“I’m not seeing a heartbeat..” The silence that feels like an eternity though it’s only been seconds. The back and fourth of looking at the screen and the ultrasound tech. The instant panic and fear.
I’ve been there. If you’ve been there too, I am so sorry. No matter how far along – it. is. never. easy. I had what they call a “missed miscarriage” meaning by body still thought I was pregnant and my little babe was still there. I happily walked into my first ultrasound (alone – thanks COVID) just to be heart broken. I thought everything was fine. I had no reason not to. I already had an appointment and confirmed pregnancy. I didn’t have any signs. I was crushed.
But listen – a loss does not define your value. You are worthy of becoming a mother. You were their mother. That was your baby.
It is okay to feel all the feelings for as long as you need to. There is no right way to heal. You may be tired and feel alone. You probably feel broken. It’s hard not to blame yourself sometimes. But, you didn’t do anything wrong. I know what it’s like to rack your brain on WHY this happened, HOW it happened, WHAT could have I done better? This is not your fault. You’re drained. You’re emotional. You may be laying in your bed in the dark, crying, thinking, dreaming. That’s fine. I know you have such a heavy feeling sitting on top of you. You’re not sure how you will get back to your “normal” life again.

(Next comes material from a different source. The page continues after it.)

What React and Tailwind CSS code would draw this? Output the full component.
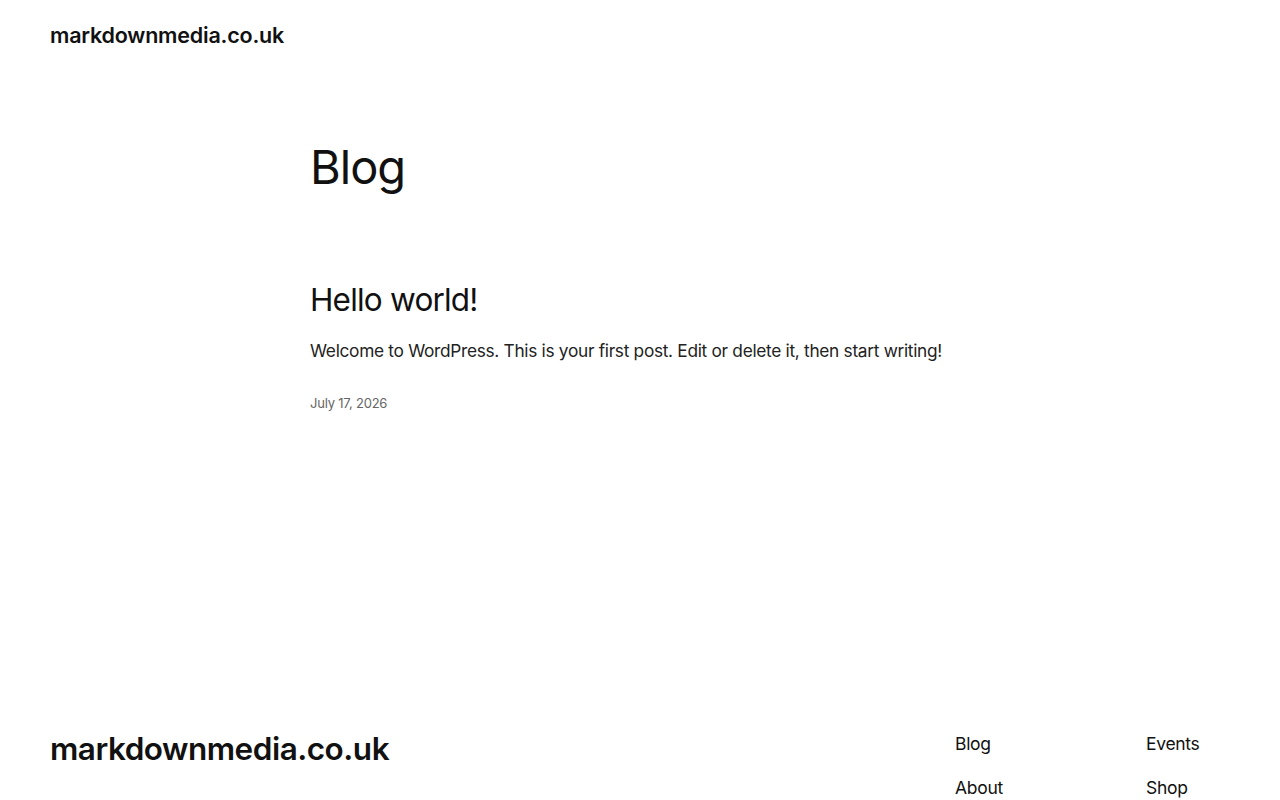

There is no rush.
Did you read that?! There is NO rush. Don’t put pressure on yourself. If you want to be alone right now – that’s okay. If you’re mad, that’s okay too. There isn’t one way to grieve. One minute you may think you’re doing alright just to turn around and break down.
Time. You need time. You need time to heal. Time to process. Time to move forward. You will get through this. Whenever you’re ready and have more energy, know that your family and friends or whoever you want to tell, will wrap you in warmth and love. You didn’t let anyone down.
Take a bath, or a long hot shower. Do some online shopping. Take some time to rest. Go hit up the drive-thru Starbucks or DD. Get a milkshake. Listen to a good song. Go for a run. Do whatever you want. Focus on yourself the best you can. Even if you have other children, it’s important to make YOU a priority right now.
It may take weeks or months, but you’re going to start feeling better. You won’t always be faking smiles.
You’re a warrior. You will rise again. On your toughest days, you will survive. You deserve goodness. It will come. You will find hope again. You will have joy again. And it will be great.